By Andrew Albanese -- Publishers Weekly, 9/3/2009 11:33:00 AM

A three-judge panel of the U.S. Second Circuit Court of Appeals yesterday heard arguments that a preliminary injunction barring U.S. publication of Swedish author Fredrik Colting’s 60 Years Later: Coming Through the Rye should be vacated. Despite a negative review of Colting’s book by one of the judges, Guido Calabresi, who called the effort a “dismal piece of work,” the judges’ questions suggested that the court was leaning toward giving Colting a second look in court.

“This case is about banning a book,” Ned Rosenthal, lead counsel for Colting, told the court, noting that such an extreme action should only happen after vigorous consideration of all the issues. In addition, Rosenthal argued, no evidence of any actual harm had been introduced in the preliminary hearing.

Salinger's attorney, Marcia Paul, faced a much more serious grilling than at the preliminary hearing, where Judge Deborah Batts, based on her readings of both Colting’s and Salinger’s books, seemed unconvinced that Colting’s work could be perceived as commentary or parody. This time, the court seemed to doubt whether sufficient evidence had been considered and asked Paul to explain why money damages would not sufficiently compensate Salinger, should the book be published and later found at trial to be infringement. Paul conceded that Salinger’s sole interest in the case is blocking the use of his characters and work, and that therefore Salinger’s grievance could not be addressed by money damages. “You can’t put the genie back in the bottle,” Paul said.

Will Salinger speak? 
Colting’s appeal, filed in July, offered six reasons why Batts’s July injunction should be vacated: it is an impermissible prior restraint; it wrongly presumed irreparable harm without any evidence of actual harm; it extended copyright protection to the character Holden Caulfield; by erroneously holding that Colting’s book does not comment upon or criticize Salinger sufficiently to constitute fair use; by incorrectly rejecting Colting’s fair use defense based on the lack of evidence of harm to Salinger’s potential market or its authorized derivatives; and, procedurally, that the District Court failed “to require Plaintiff to post a bond.” 

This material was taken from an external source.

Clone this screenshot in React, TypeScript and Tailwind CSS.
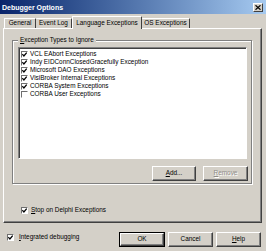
import React from "react";

const font = { fontFamily: '"Liberation Sans", Arial, sans-serif' };

function Check({ checked }: { checked: boolean }) {
  return (
    <div className="w-[7px] h-[7px] shrink-0 bg-white border border-t-[#6f6f6f] border-l-[#6f6f6f] border-b-white border-r-white shadow-[0_0_0_0_transparent] flex items-center justify-center">
      {checked && (
        <svg width="5" height="5" viewBox="0 0 5 5">
          <path d="M0.3 2.2 L1.9 3.9 L4.7 0.6" stroke="#000" strokeWidth="1.3" fill="none" />
        </svg>
      )}
    </div>
  );
}

function Btn({
  children,
  w,
  def,
  disabled,
}: {
  children: React.ReactNode;
  w: string;
  def?: boolean;
  disabled?: boolean;
}) {
  const inner = (
    <div
      className={`h-full w-full flex items-center justify-center bg-[#d4d0c8] border border-t-white border-l-white border-r-[#404040] border-b-[#404040] shadow-[inset_-1px_-1px_0_#808080] text-[6.4px] leading-none ${
        disabled ? "text-[#8f8d88] [text-shadow:1px_1px_0_#fff]" : "text-black"
      }`}
    >
      {children}
    </div>
  );
  return (
    <div className={`${w} h-[15px] ${def ? "border border-black" : ""}`}>{inner}</div>
  );
}

const items: [string, boolean][] = [
  ["VCL EAbort Exceptions", true],
  ["Indy EIDConnClosedGracefully Exception", true],
  ["Microsoft DAO Exceptions", true],
  ["VisiBroker Internal Exceptions", true],
  ["CORBA System Exceptions", true],
  ["CORBA User Exceptions", false],
];

export default function App() {
  return (
    <div className="w-[266px] h-[251px] bg-[#d4d0c8] overflow-hidden text-black" style={font}>
      {/* title bar */}
      <div className="h-[14px] flex items-center justify-between bg-gradient-to-r from-[#0a246a] to-[#a6caf0] pl-[2px] pr-[3px]">
        <span className="text-white font-bold text-[7px] leading-none">Debugger Options</span>
        <div className="w-[10px] h-[9px] bg-[#d4d0c8] border border-t-white border-l-white border-r-[#404040] border-b-[#404040] flex items-center justify-center">
          <svg width="6" height="5" viewBox="0 0 6 5">
            <path d="M0.5 0.3 L5.5 4.7 M5.5 0.3 L0.5 4.7" stroke="#000" strokeWidth="1.2" />
          </svg>
        </div>
      </div>

      {/* tabs */}
      <div className="h-[14px] flex items-end pl-[4px] text-[6.4px] leading-none">
        <div className="w-[32px] h-[10px] flex items-center justify-center border-t border-l border-t-white border-l-white border-r border-r-[#404040] rounded-t-[1px]">
          General
        </div>
        <div className="w-[36px] h-[10px] flex items-center justify-center border-t border-t-white border-r border-r-[#404040] rounded-t-[1px]">
          Event Log
        </div>
        <div className="relative z-10 w-[70px] h-[13px] -mb-[1px] flex items-start pt-[3px] justify-center bg-[#d4d0c8] border-t border-l border-t-white border-l-white border-r border-r-[#404040] rounded-t-[1px]">
          Language Exceptions
        </div>
        <div className="w-[48px] h-[10px] flex items-center justify-center border-t border-t-white border-r border-r-[#404040] rounded-t-[1px]">
          OS Exceptions
        </div>
      </div>

      {/* panel */}
      <div className="ml-[3px] w-[259px] h-[195px] border border-t-white border-l-white border-r-[#404040] border-b-[#404040] shadow-[inset_-1px_-1px_0_#808080] pt-[11px] pl-[8px]">
        {/* group box */}
        <div className="relative w-[240px] h-[144px] border border-[#808080] shadow-[inset_1px_1px_0_#fff,1px_1px_0_#fff] pt-[6px] pl-[5px]">
          <span className="absolute -top-[4px] left-[5px] bg-[#d4d0c8] px-[2px] text-[6.4px] leading-none">
            <span className="underline">E</span>xception Types to Ignore
          </span>
          <div className="w-[229px] h-[112px] bg-white border border-t-[#808080] border-l-[#808080] border-b-white border-r-white shadow-[inset_1px_1px_0_#404040] pt-[2px] pl-[2px] flex flex-col">
            {items.map(([t, c]) => (
              <div key={t} className="h-[8px] flex items-center gap-[2px] text-[6.4px] leading-none">
                <Check checked={c} />
                <span>{t}</span>
              </div>
            ))}
          </div>
          <div className="w-[230px] mt-[7px] flex justify-end gap-[7px]">
            <Btn w="w-[44px]">
              <span>
                <span className="underline">A</span>dd...
              </span>
            </Btn>
            <Btn w="w-[45px]" disabled>
              <span>
                <span className="underline">R</span>emove
              </span>
            </Btn>
          </div>
        </div>
        <div className="mt-[21px] ml-[9px] h-[10px] flex items-center gap-[3px] text-[6.4px] leading-none">
          <Check checked />
          <span>
            <span className="underline">S</span>top on Delphi Exceptions
          </span>
        </div>
      </div>

      {/* bottom */}
      <div className="h-[28px] flex items-center pl-[7px] pr-[5px] text-[6.4px] leading-none">
        <div className="flex items-center gap-[5px]">
          <Check checked />
          <span>
            <span className="underline">I</span>ntegrated debugging
          </span>
        </div>
        <div className="ml-auto flex gap-[3px] mt-[4px]">
          <Btn w="w-[46px]" def>
            OK
          </Btn>
          <Btn w="w-[45px]">Cancel</Btn>
          <Btn w="w-[45px]">
            <span>
              <span className="underline">H</span>elp
            </span>
          </Btn>
        </div>
      </div>
    </div>
  );
}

A finding for the defendants, on any one of these six arguments could serve as the basis for reversing the injunction. A number of high profile organizations, including major media companies like the New York Times, the Associated Press, Gannett and Tribune, as well as librarians, free speech advocates and legal scholars, have filed amicus briefs supporting Colting, urging the Appeals Court to overturn Judge Deborah Batts’s injunction barring U.S. publication, asserting that Batts erred by not allowing the case to proceed to a full trial.

Notably, Judge Calabresi, especially, seemed interested in an issue not raised in the proceedings thus far: the effect of the Internet—that is, the ability to buy Colting’s work online (it is available in Europe and has not been the subject of a lawsuit in any other country) and have it shipped into the U.S. On one hand, Calabresi’s Internet question suggested that the book’s availability may ease potential speech issues associated with the “banning” of the book in the U.S. raised by Coltings lawyers, since it is still available. However, it also raised the idea that the preliminary injunction to stop U.S. publication while the book was widely available for purchase online was almost useless.

The court gave no date as to when it would rule, but the stakes are high. If the court vacates Batts's injunction, Colting’s lawyers confirmed for PW that they most certainly would seek to depose Salinger, putting the reclusive authors desire for personal privacy on a collision course with his desire to stop Colting’s publication. If Salinger refuses to be deposed, legal experts have noted, the case could be dismissed.